At that time the accommodation above the shop comprised, on the first floor, a kitchen, pantry, drawing room and dining room; on the second floor, three bedrooms and a bathroom; and in the attic, three further bedrooms. The 1911 census records that Alexander Rowney was head of a substantial household, including his wife, seven children, and four employees in their twenties. The three female employees worked as a dressmaker, a milliner, and a shop assistant, with a further male shop assistant also resident. Rowney's eldest daughter was working in the shop and his oldest son was employed as a cycle mechanic.
Subsequent tenants of the shop and living accommodation were Marcus W. McLean in 1917 and Samuel Hemphill in 1925. In 1933 the shop was taken over by Walker and Co, who remain the occupiers to the present day. A power loom factory had been built by William Walker outside Banbridge in 1865, and William Walker and Co Ltd was still producing linen in Banbridge in 1939.

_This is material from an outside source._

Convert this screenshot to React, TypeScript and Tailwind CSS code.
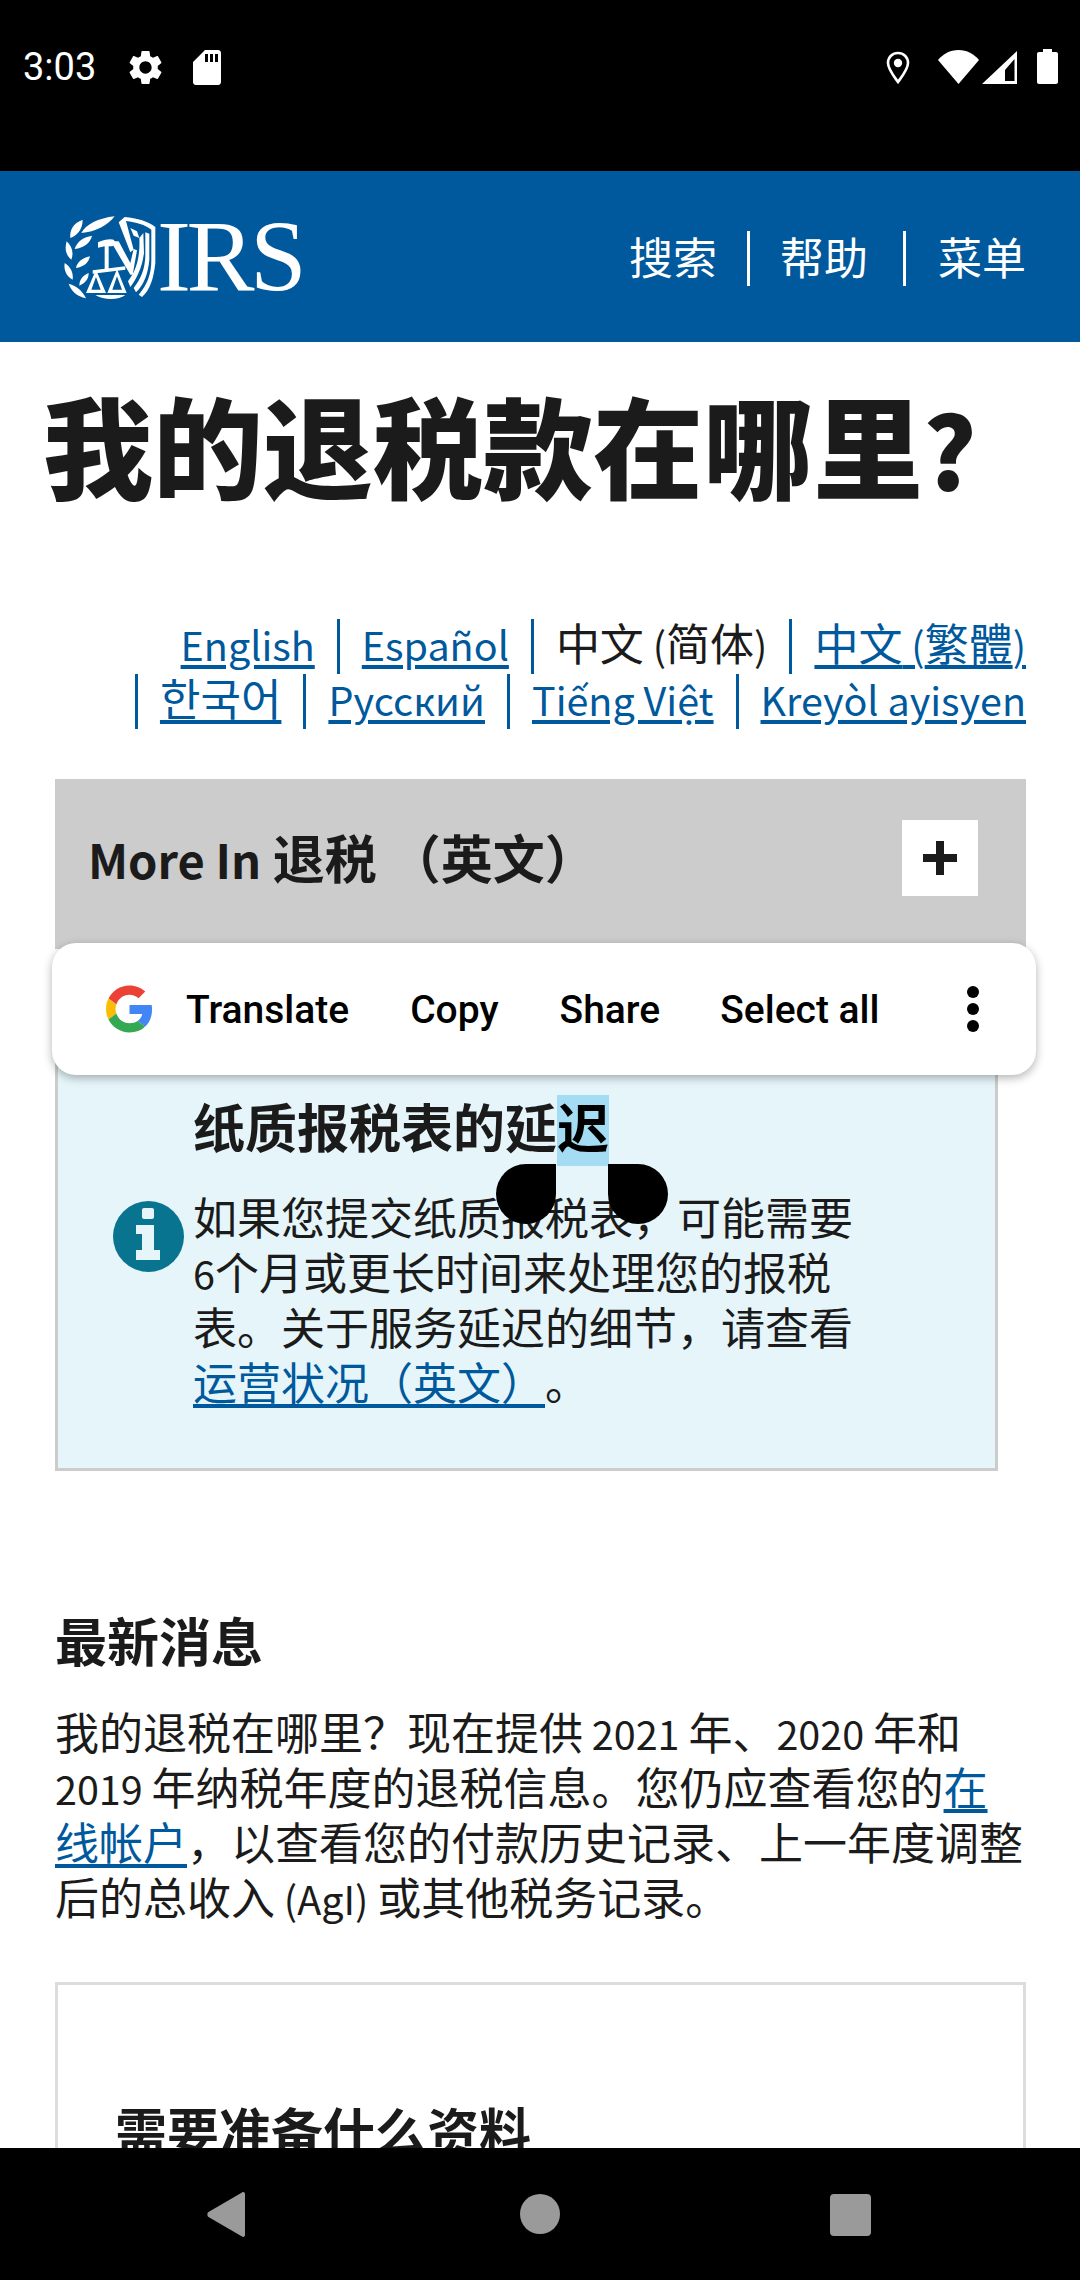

The First General Revaluation of the early 1930s records William Johnston Walker, trading as Walker and Co, as the occupiers, leasing the building from a Robert Rowney who by then was living in New York. The house, shop and yard were revalued at £73, later reduced to £68, and described as a "large double fronted shop with show room at back". There was a separate entrance to the house, which was noted as having "excessive accommodation". The first-floor accommodation at that time comprised a landing, two large reception rooms to the front, a kitchen and scullery with cold water only. The second floor had two large front bedrooms, one back bedroom, and a bathroom with bath, lavatory and WC, the fittings of which the valuer described as "old fashioned". The top floor contained unused attic bedrooms with dormer windows. The basement beneath the shop was prone to flooding after heavy rain. Plans and dimensions from the revaluation show that the door to the front facade led to the living accommodation and that there was a fitting room in the rear return.